§ **TASK BRIEF**: Copy each line of the material below that includes the string "React".
>> begin RECORDED DATA
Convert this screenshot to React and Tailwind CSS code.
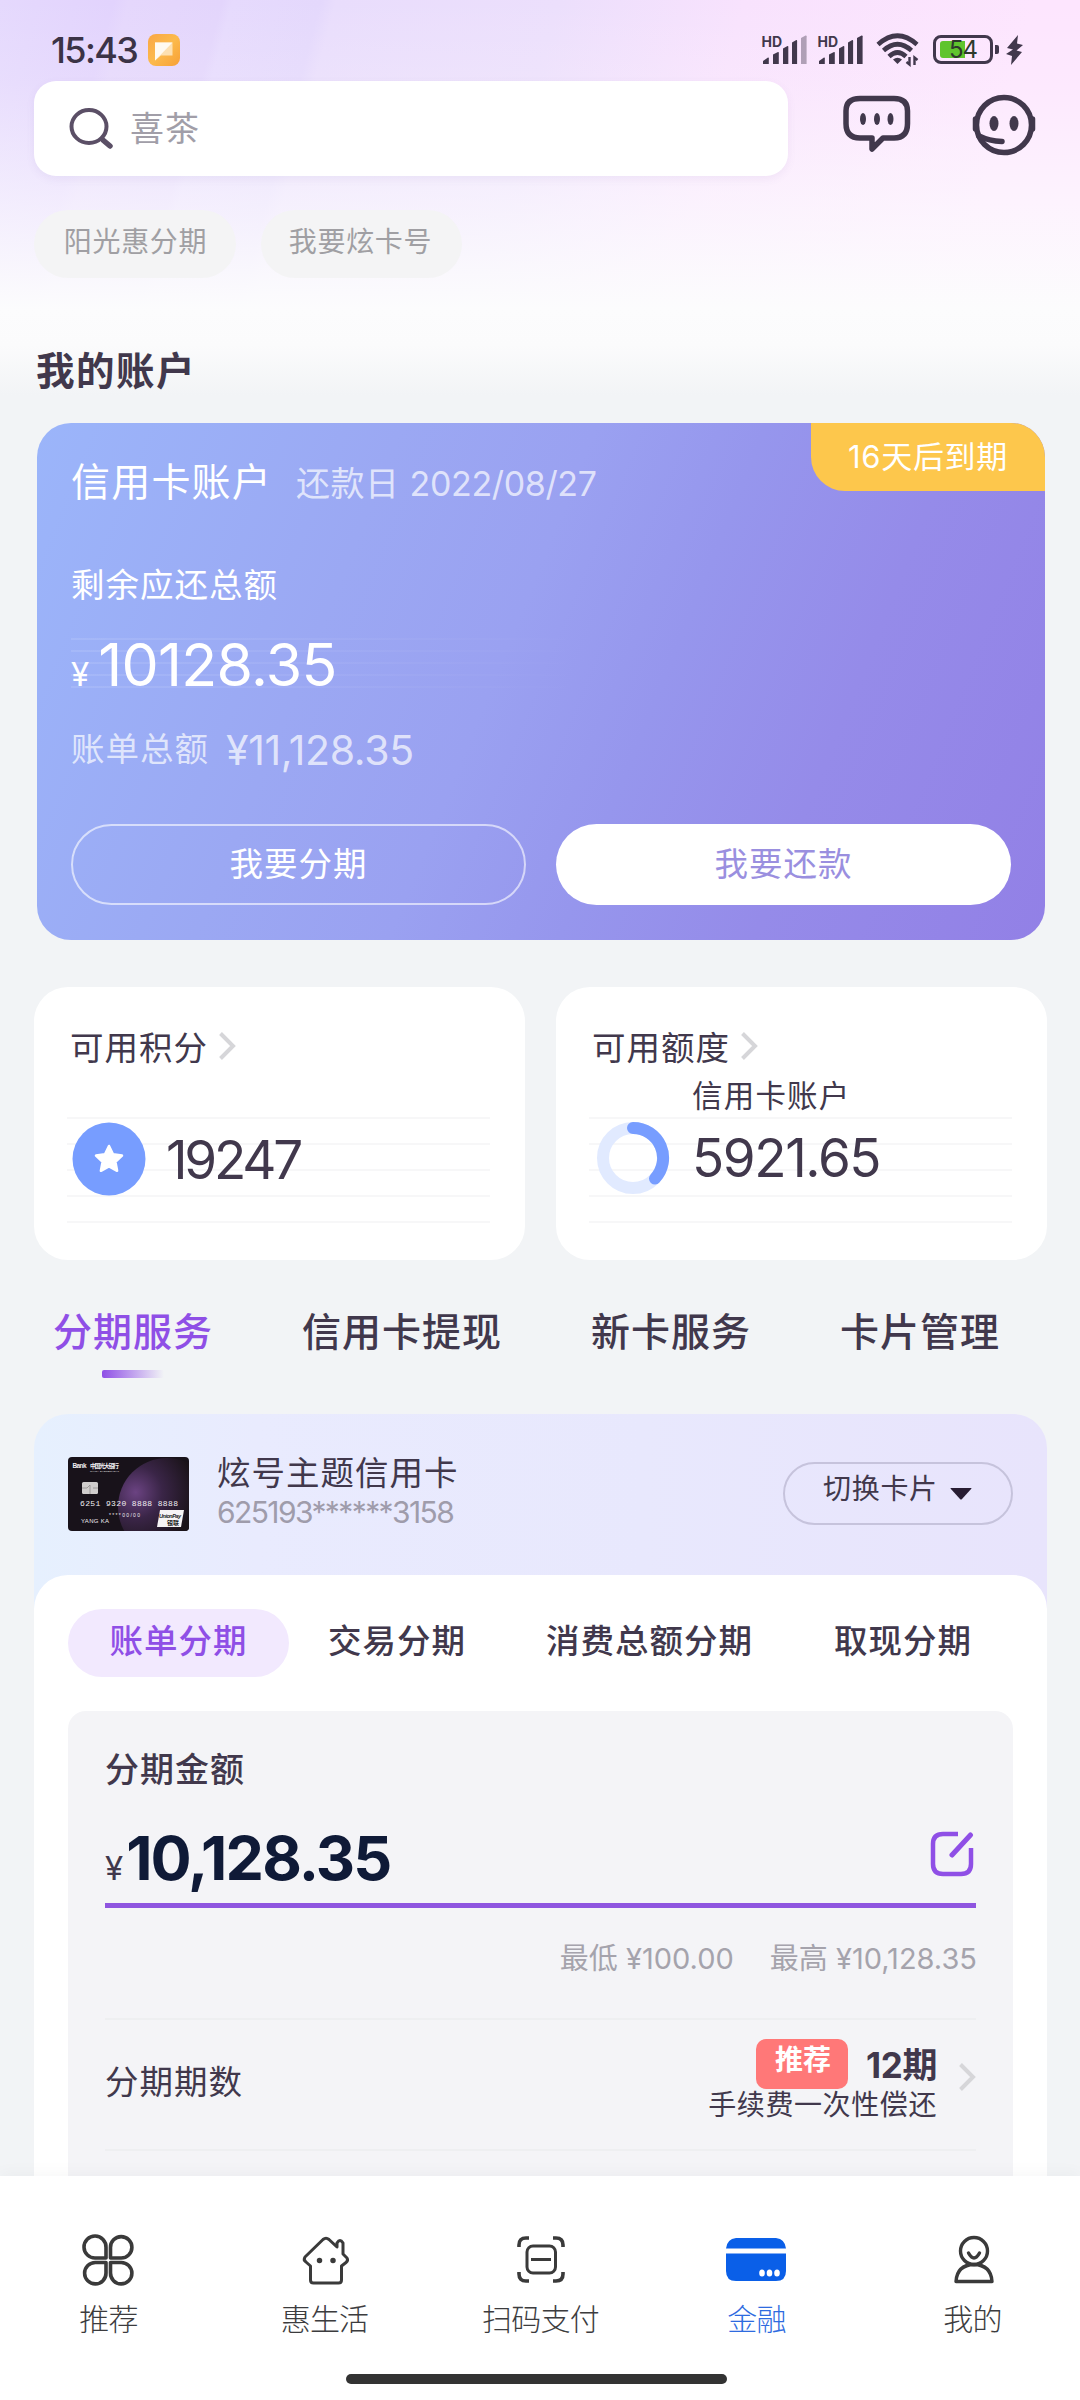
import React from "react";

const INK = "#41384c";

function SignalIcon({ full }) {
  return (
    <svg className="overflow-visible" width="46" height="32" viewBox="0 0 46 32" fill={INK}>
      <text x="0.500" y="13" fontSize="14" fontWeight="700" fontFamily="Inter, sans-serif" textLength="20.500">HD</text>
      <path d="M2 27l5-3.500q.8-.3.8.8V30H2z" />
      <path d="M12 20.500l5-2.500q.8-.2.8.8V30H12z" />
      <path d="M22 14.500l4.500-2.500q.8-.2.8.8V30H22z" />
      <path d="M31 8.500l4.300-2.500q.8-.2.8.8V30H31z" />
      <path d="M40 4l4.600-2.500q1-.2 1 .8V30H40z" opacity={full ? 1 : 0.4} />
    </svg>
  );
}

function WifiIcon() {
  return (
    <svg width="44" height="34" viewBox="0 0 44 34" fill="none" stroke={INK} strokeWidth="4.600">
      <path d="M2 11.500Q21.500-6 41 11.500" />
      <path d="M7.500 17.500Q21.500 5 35.500 17.500" />
      <path d="M13 23.500Q21.500 15.500 30 23.500" />
      <path d="M21.500 31l-4.500-4.500Q21.500 23 26 26.500z" fill={INK} stroke="none" />
      <path d="M33.500 24v7.500l-3-2.500M38.500 32v-7.500l3 2.500" strokeWidth="2.400" />
    </svg>
  );
}

function StatusBar() {
  return (
    <div className="flex h-[81px] items-center pt-[18px] pl-[51px]">
      <span className="w-[97px] text-[36px] leading-none font-medium tracking-[-1.6px] text-[#3b3346]">15:43</span>
      <svg width="32" height="32" viewBox="0 0 32 32">
        <defs>
          <linearGradient id="note" x1="0" y1="0" x2="1" y2="1">
            <stop offset="0" stopColor="#f9a745" />
            <stop offset=".5" stopColor="#fcba4c" />
            <stop offset="1" stopColor="#f7a036" />
          </linearGradient>
        </defs>
        <rect width="32" height="32" rx="8" fill="url(#note)" />
        <path d="M7 8.500h17.500V21.500H13L7 26.500z" fill="#fde0b0" />
        <path d="M7 8.500h17.500L7 26.500z" fill="#fffaf0" />
      </svg>
      <div className="ml-[581px] flex items-center">
        <SignalIcon />
        <span className="w-[10px]" />
        <SignalIcon full />
        <span className="w-[13px]" />
        <WifiIcon />
        <div className="relative ml-[13px] flex h-[29px] w-[60px] items-center rounded-[8px] border-[3px] border-[#41384c] pl-[4px]">
          <span className="h-[17px] w-[25px] rounded-l-[3px] bg-[#5fc42d]" />
          <span className="absolute inset-0 flex items-center justify-center text-[24px] leading-none tracking-[-1px] text-[#2d3a2b]">54</span>
        </div>
        <span className="ml-[2px] h-[9px] w-[4px] rounded-r-[2px] bg-[#41384c]" />
        <svg className="ml-[7px]" width="17" height="30" viewBox="0 0 17 30" fill={INK}>
          <path d="M12 0L1 13l6 1.500L0 19l6 2L5 30 16 17l-5.500-1.500L17 10l-6-1.500z" />
        </svg>
      </div>
    </div>
  );
}

function SearchRow() {
  return (
    <div className="flex h-[95px] items-start">
      <div className="ml-[34px] flex h-[95px] w-[754px] items-center rounded-[22px] bg-white pl-[35px] shadow-[0_3px_8px_rgba(120,90,170,0.08)]">
        <svg width="45" height="42" viewBox="0 0 45 42" fill="none" stroke="#5b4f66" strokeLinecap="round">
          <ellipse cx="20" cy="18.500" rx="17.500" ry="16.500" strokeWidth="4" />
          <path d="M34.500 32.500l6.500 5.500" strokeWidth="5.500" />
        </svg>
        <span className="ml-[16px] text-[34px] leading-none tracking-[1px] text-[#a19ea8]">喜茶</span>
      </div>
      <svg className="mt-[14px] ml-[55px]" width="68" height="60" viewBox="0 0 68 60" fill="none" stroke={INK} strokeWidth="5.500" strokeLinejoin="round">
        <path d="M17 3.500h34Q64.500 3.500 64.500 16v12.500Q64.500 43 51 43H40L29 54V43H17Q3 43 3 28.500V16Q3 3.500 17 3.500z" />
        <g fill={INK} stroke="none">
          <ellipse cx="20" cy="24" rx="3" ry="6" />
          <ellipse cx="34" cy="24" rx="3" ry="6" />
          <ellipse cx="47.500" cy="24" rx="3" ry="6" />
        </g>
      </svg>
      <svg className="mt-[12px] ml-[61px]" width="64" height="64" viewBox="0 0 64 64" fill="none" stroke={INK} strokeWidth="5.500" strokeLinecap="round">
        <circle cx="32" cy="32" r="27.500" />
        <path d="M3.500 26v10M60.500 26v10" />
        <path d="M7 43q10 5 23 5.500" />
        <g fill={INK} stroke="none">
          <ellipse cx="22" cy="30.500" rx="4.500" ry="7.500" />
          <ellipse cx="42" cy="30.500" rx="4.500" ry="7.500" />
        </g>
      </svg>
    </div>
  );
}

function Chevron() {
  return (
    <svg width="17" height="28" viewBox="0 0 17 28" fill="none" stroke="#d6d6d9" strokeWidth="4">
      <path d="M1.500 1.500L14 14 1.500 26.500" />
    </svg>
  );
}

function AccountCard() {
  return (
    <section className="relative mt-[23px] ml-[37px] flex h-[517px] w-[1008px] flex-col overflow-hidden rounded-[34px] bg-[linear-gradient(112deg,#9bb5fa_0%,#9ba8f3_30%,#9aa1f1_46%,#9696ed_60%,#958be9_76%,#9280e6_100%)] px-[34px] text-white">
      <div className="absolute top-0 right-0 flex h-[68px] w-[234px] items-center justify-center rounded-bl-[34px] bg-[#fdc74c] pb-[2px] text-[31px] leading-none tracking-[0.700px]">16天后到期</div>
      <div className="mt-[28px] flex h-[60px] items-center leading-none">
        <span className="text-[39px] tracking-[1.200px]">信用卡账户</span>
        <span className="mt-[5px] ml-[24px] text-[34px] tracking-[0.500px] text-white/70">还款日</span>
        <span className="mt-[5px] ml-[10px] text-[34px] tracking-[-0.350px] text-white/70">2022/08/27</span>
      </div>
      <div className="mt-[45px] flex h-[60px] items-center text-[33.500px] leading-none tracking-[1px]">剩余应还总额</div>
      <div className="relative flex h-[100px] items-center pb-[3px]">
        <div className="absolute top-[22px] left-0 flex w-[520px] flex-col gap-[10px]">
          <span className="h-[2px] bg-[linear-gradient(to_right,rgba(255,255,255,0.1),rgba(255,255,255,0))]" />
          <span className="h-[2px] bg-[linear-gradient(to_right,rgba(255,255,255,0.1),rgba(255,255,255,0))]" />
          <span className="h-[2px] bg-[linear-gradient(to_right,rgba(255,255,255,0.1),rgba(255,255,255,0))]" />
          <span className="h-[2px] bg-[linear-gradient(to_right,rgba(255,255,255,0.1),rgba(255,255,255,0))]" />
          <span className="h-[2px] bg-[linear-gradient(to_right,rgba(255,255,255,0.1),rgba(255,255,255,0))]" />
        </div>
        <div className="relative flex items-baseline leading-none">
          <span className="text-[33px]">¥</span>
          <span className="ml-[9px] text-[59px] tracking-[-0.700px]">10128.35</span>
        </div>
      </div>
      <div className="mt-[4px] flex h-[60px] items-center leading-none text-white/70">
        <span className="text-[33.500px] tracking-[1px]">账单总额</span>
        <span className="ml-[17px] text-[41px] tracking-[-0.350px]">¥11,128.35</span>
      </div>
      <div className="mt-[44px] flex gap-[30px] text-[33.500px] leading-none tracking-[1px]">
        <button className="h-[81px] w-[455px] rounded-full border-2 border-white/60">我要分期</button>
        <button className="h-[81px] w-[455px] rounded-full bg-white text-[#9a8fdf]">我要还款</button>
      </div>
    </section>
  );
}

function StatCard({ title, children }) {
  return (
    <div className="relative flex h-[273px] w-[491px] flex-col rounded-[34px] bg-white pl-[36px] text-[#41384c]">
      <div className="absolute top-[130px] left-[33px] flex w-[423px] flex-col gap-[24px]">
        <span className="h-[2px] bg-[#f7f7f8]" />
        <span className="h-[2px] bg-[#f7f7f8]" />
        <span className="h-[2px] bg-[#f7f7f8]" />
        <span className="h-[2px] bg-[#f7f7f8]" />
        <span className="h-[2px] bg-[#f7f7f8]" />
      </div>
      <div className="relative mt-[37px] flex h-[50px] items-center gap-[11px] text-[33.500px] leading-none tracking-[1px]">
        <span>{title}</span>
        <span className="mb-[6px]"><Chevron /></span>
      </div>
      {children}
    </div>
  );
}

function Stats() {
  return (
    <div className="mt-[47px] ml-[34px] flex gap-[31px]">
      <StatCard title="可用积分">
        <div className="relative mt-[45px] ml-[2px] flex h-[80px] items-center">
          <svg width="74" height="74" viewBox="0 0 74 74">
            <circle cx="37" cy="37" r="36.500" fill="#779dff" />
            <path d="M37 24l4 8.300 9 1.200-6.600 6.300 1.700 9L37 44.500l-8.100 4.300 1.700-9L24 33.500l9-1.200z" fill="#fff" stroke="#fff" strokeWidth="2.500" strokeLinejoin="round" />
          </svg>
          <span className="mt-[2px] ml-[20px] text-[53px] leading-none tracking-[-3.200px]">19247</span>
        </div>
      </StatCard>
      <StatCard title="可用额度">
        <div className="relative mt-[3px] flex h-[120px] items-end">
          <svg className="mb-[2px] ml-[4px]" width="74" height="74" viewBox="0 0 74 74" fill="none" strokeWidth="12">
            <circle cx="37" cy="37" r="30" stroke="#e1eaff" />
            <path d="M37 7A30 30 0 0 1 59 57.500" stroke="#779dff" strokeLinecap="round" />
          </svg>
          <div className="mb-[12px] ml-[22px] flex flex-col leading-none">
            <span className="text-[30.500px] tracking-[1.200px]">信用卡账户</span>
            <span className="mt-[21px] text-[53px] tracking-[-1.400px]">5921.65</span>
          </div>
        </div>
      </StatCard>
    </div>
  );
}

function ServiceTabs() {
  return (
    <div className="mt-[41px] flex h-[77px] justify-between pr-[80px] pl-[53px] text-[39px] leading-none font-medium tracking-[1px] text-[#41384c]">
      <div className="flex flex-col">
        <span className="flex h-[60px] items-center text-[#8f4fe6]">分期服务</span>
        <span className="mt-[9px] ml-[49px] h-[8px] w-[62px] rounded-[2px] bg-[linear-gradient(to_right,#8f4fe6,rgba(143,79,230,0))]" />
      </div>
      <span className="flex h-[60px] items-center">信用卡提现</span>
      <span className="flex h-[60px] items-center">新卡服务</span>
      <span className="flex h-[60px] items-center">卡片管理</span>
    </div>
  );
}

function BankCard() {
  return (
    <svg width="121" height="74" viewBox="0 0 121 74" fontFamily="'Liberation Sans', 'Noto Sans CJK SC', sans-serif">
      <defs>
        <radialGradient id="orb" cx=".18" cy=".35" r=".6">
          <stop offset="0" stopColor="#6b4382" />
          <stop offset=".45" stopColor="#3a2547" />
          <stop offset="1" stopColor="#1a1319" />
        </radialGradient>
        <clipPath id="plastic"><rect width="121" height="74" rx="4" /></clipPath>
      </defs>
      <g clipPath="url(#plastic)">
        <rect width="121" height="74" fill="#18121a" />
        <circle cx="99" cy="50" r="49" fill="url(#orb)" />
        <g fill="#f0edf0">
          <text x="4.500" y="11" fontSize="6.500" fontWeight="700" textLength="14">Bank</text>
          <text x="22" y="11" fontSize="6" fontWeight="700" textLength="29">中国光大银行</text>
          <text x="22" y="15" fontSize="2.500" textLength="29">CHINA EVERBRIGHT</text>
          <rect x="14" y="25" width="16" height="12" rx="1.500" fill="#d0cdcd" />
          <path d="M14 31h5l3-3v9M30 31h-5" fill="none" stroke="#8f8b8b" strokeWidth=".8" />
          <text x="12" y="48.500" fontSize="8" fontFamily="'Liberation Mono', monospace" textLength="98">6251 9320 8888 8888</text>
          <text x="41" y="60" fontSize="5" textLength="31">****00/00</text>
          <text x="13" y="66" fontSize="6" textLength="28">YANG KA</text>
        </g>
        <path d="M92 53h24l-3 17H89z" fill="#f6f4f5" />
        <text x="91" y="61" fontSize="5.500" fontWeight="700" fontStyle="italic" fill="#222" textLength="22">UnionPay</text>
        <text x="99" y="68" fontSize="6" fontWeight="700" fill="#222">银联</text>
      </g>
    </svg>
  );
}

function Installment() {
  return (
    <section className="mt-[36px] ml-[34px] flex min-h-0 w-[1013px] flex-1 flex-col overflow-hidden rounded-t-[34px] bg-[linear-gradient(to_right,#e6f0fe_0%,#e9ebfe_22%,#e8e8fd_60%,#e8e4fc_100%)] text-[#41384c]">
      <div className="flex h-[161px] shrink-0 items-start pl-[34px]">
        <div className="mt-[43px]"><BankCard /></div>
        <div className="mt-[40px] ml-[28px] flex w-[566px] flex-col leading-none">
          <span className="flex h-[40px] items-center text-[33.500px] tracking-[1px]">炫号主题信用卡</span>
          <span className="flex h-[36px] items-center text-[30px] tracking-[-1.600px] text-[#9f9cab]">625193******3158</span>
        </div>
        <button className="mt-[48px] flex h-[63px] w-[230px] items-center rounded-full border-2 border-[#c6c3dc] pb-[10px] pl-[38px] text-[28px] leading-none tracking-[0.700px]">
          切换卡片
          <svg className="mt-[10px] ml-[12px]" width="22" height="12" viewBox="0 0 22 12" fill="#281d33"><path d="M1 0h20q1 0 .3.800L12 11q-1 1-2 0L.7.800Q0 0 1 0z" /></svg>
        </button>
      </div>
      <div className="flex min-h-0 flex-1 flex-col rounded-t-[34px] bg-white px-[34px] pt-[34px]">
        <div className="flex h-[68px] shrink-0 items-center text-[33.500px] leading-none font-medium tracking-[1px]">
          <span className="flex h-[68px] w-[221px] items-center justify-center rounded-full bg-[#f2e9fe] pb-[2px] text-[#8f4fe6]">账单分期</span>
          <span className="ml-[39px] pb-[2px]">交易分期</span>
          <span className="ml-[80px] pb-[2px]">消费总额分期</span>
          <span className="ml-[81px] pb-[2px]">取现分期</span>
        </div>
        <div className="mt-[34px] flex min-h-0 flex-1 flex-col rounded-t-[18px] bg-[#f4f4f7] px-[37px] leading-none">
          <div className="mt-[34px] flex h-[50px] shrink-0 items-center text-[34px] font-medium tracking-[1px]">分期金额</div>
          <div className="flex h-[113px] shrink-0 items-end justify-between border-b-[5px] border-[#8f55e0]">
            <div className="flex items-baseline pb-[14px]">
              <span className="text-[33px]">¥</span>
              <span className="ml-[3px] text-[61px] font-bold tracking-[-1.850px] text-[#0f1a37]">10,128.35</span>
            </div>
            <svg className="mr-[2px] mb-[26px]" width="44" height="46" viewBox="0 0 44 46" fill="none" stroke="#8f4fe6" strokeWidth="4.500">
              <path d="M28 3H13Q3 3 3 13v20Q3 43 13 43h18Q41 43 41 33V17" />
              <path d="M40.500 4L22 24" strokeWidth="5" strokeLinecap="round" />
            </svg>
          </div>
          <div className="flex h-[110px] shrink-0 items-center justify-end pb-[9px] text-[29px] text-[#a5a3ac]">
            <span>最低 ¥100.00</span>
            <span className="mr-[-1px] ml-[36px]">最高 ¥10,128.35</span>
          </div>
          <div className="flex h-[133px] shrink-0 items-center justify-between border-y-2 border-[#eeeff1]">
            <span className="mt-[-4px] text-[33.500px] tracking-[1px]">分期期数</span>
            <div className="mt-[-9px] flex items-center">
              <div className="flex flex-col items-end">
                <div className="flex h-[50px] items-center">
                  <span className="flex h-[50px] w-[92px] items-center justify-center rounded-[10px] bg-[#ff7878] pb-[8px] pl-[2px] text-[28px] font-bold text-white">推荐</span>
                  <span className="ml-[18px] pt-[2px] text-[35px] font-bold tracking-[-0.400px]">12期</span>
                </div>
                <span className="flex h-[32px] items-center text-[28px] tracking-[0.600px]">手续费一次性偿还</span>
              </div>
              <span className="mt-[-6px] ml-[22px]"><Chevron /></span>
            </div>
          </div>
        </div>
      </div>
    </section>
  );
}

const STROKE = { fill: "none", stroke: "#3a3a3a", strokeWidth: 3.6, strokeLinecap: "round", strokeLinejoin: "round" };

const NAV = [
  {
    label: "推荐",
    icon: (
      <svg width="52" height="52" viewBox="0 0 52 52" {...STROKE}>
        <path d="M24 24H13.500A11 11 0 1 1 24 13.500z" />
        <path d="M28.500 24V13.500A10.700 10.700 0 1 1 39 24z" />
        <path d="M24 28.500v10.500A10.700 10.700 0 1 1 13.500 28.500z" />
        <path d="M28.500 28.500H39A10.700 10.700 0 1 1 28.500 39z" />
      </svg>
    ),
  },
  {
    label: "惠生活",
    icon: (
      <svg className="ml-[4px]" width="52" height="52" viewBox="0 0 52 52" {...STROKE} strokeWidth="3">
        <path d="M5 23L23 5.500q3-2.500 6 0l8 7.500V9q3-5 6 0v11l4 4q1.500 2.500-1 4.500l-4.500 3.500v14q0 3-3 3H13.500q-3 0-3-3V32L6 28q-3-2-1-5z" />
        <circle cx="19.500" cy="26.500" r="2" fill="#3a3a3a" strokeWidth="1.500" />
        <circle cx="33" cy="26.500" r="2" fill="#3a3a3a" strokeWidth="1.500" />
      </svg>
    ),
  },
  {
    label: "扫码支付",
    icon: (
      <svg className="ml-[1px]" width="52" height="52" viewBox="0 0 52 52" {...STROKE} strokeLinecap="butt">
        <path d="M4 13V11q0-7 7-7h3M38 4h3q7 0 7 7v2M48 38v2q0 7-7 7h-3M14 47h-3q-7 0-7-7v-2" />
        <rect x="12" y="12" width="28.500" height="27" rx="6" strokeWidth="3" />
        <path d="M16 25.500h20" strokeWidth="3" />
      </svg>
    ),
  },
  {
    label: "金融",
    active: true,
    icon: (
      <svg width="60" height="52" viewBox="0 0 60 52" fill="#0a5fe8">
        <path d="M10 4h40q9 1 10 10.500H0Q1 5 10 4zM0 19.500h60V37q0 10-10 10H10Q0 47 0 37z" />
        <g fill="#fff">
          <ellipse cx="36" cy="39" rx="2.800" ry="3.500" />
          <ellipse cx="43.500" cy="39" rx="2.800" ry="3.500" />
          <ellipse cx="51" cy="39" rx="2.800" ry="3.500" />
        </g>
      </svg>
    ),
  },
  {
    label: "我的",
    icon: (
      <svg className="ml-[3px]" width="52" height="52" viewBox="0 0 52 52" {...STROKE} strokeWidth="3.400">
        <circle cx="26" cy="17" r="13.500" />
        <path d="M20.500 19q5.500 10 11 0" />
        <path d="M8 47.500Q9 31 26 30.500 43 31 44 47.500z" />
      </svg>
    ),
  },
];

function BottomNav() {
  return (
    <nav className="relative flex h-[224px] shrink-0 flex-col items-center bg-white shadow-[0_-4px_14px_rgba(0,0,0,0.03)]">
      <div className="flex h-[198px] w-full">
        {NAV.map((n) => (
          <div key={n.label} className={"flex flex-1 flex-col items-center pt-[58px] text-[30px] leading-none font-light tracking-[-0.800px] " + (n.active ? "text-[#2e6bdf]" : "text-[#3c3c3e]")}>
            {n.icon}
            <span className="mt-[18px] ml-[1px]">{n.label}</span>
          </div>
        ))}
      </div>
      <span className="ml-[-7px] h-[10px] w-[381px] rounded-full bg-[#333]" />
    </nav>
  );
}

export default function App() {
  return (
    <div className="flex h-[2400px] w-[1080px] flex-col overflow-hidden bg-[#f2f4f6] bg-[linear-gradient(to_bottom,rgba(255,255,255,0)_0px,rgba(253,252,254,0.150)_80px,rgba(253,252,254,0.600)_200px,#fcfcfd_310px,#fbfbfc_345px,#f2f4f6_395px),linear-gradient(105deg,#e5d9fd_0px,#e2d3fd_110px,#e5d7fc_125px,#e3d5fc_215px,#e6dafd_225px,#e4d8fc_310px,#e9ddfc_325px,#ecdffc_540px,#f8e2fd_720px,#fde5fe_1000px)] font-[Inter,'Noto_Sans_CJK_SC',sans-serif]">
      <StatusBar />
      <SearchRow />
      <div className="mt-[34px] ml-[34px] flex gap-[25px] text-[28px] leading-none tracking-[0.700px] text-[#a09fa3]">
        <span className="flex h-[68px] w-[202px] items-center justify-center rounded-full bg-[#f4f4f5] pb-[4px] pl-[1px]">阳光惠分期</span>
        <span className="flex h-[68px] w-[201px] items-center justify-center rounded-full bg-[#f4f4f5] pr-[2px] pb-[4px]">我要炫卡号</span>
      </div>
      <h1 className="mt-[63px] ml-[36px] flex h-[60px] shrink-0 items-center text-[38.500px] leading-none font-bold tracking-[1.500px] text-[#41384c]">我的账户</h1>
      <div className="mt-[-1px]">
        <AccountCard />
      </div>
      <Stats />
      <ServiceTabs />
      <Installment />
      <BottomNav />
    </div>
  );
}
>> end RECORDED DATA
§ **PROBLEM SOLUTION**:
Convert this screenshot to React and Tailwind CSS code.
import React from "react";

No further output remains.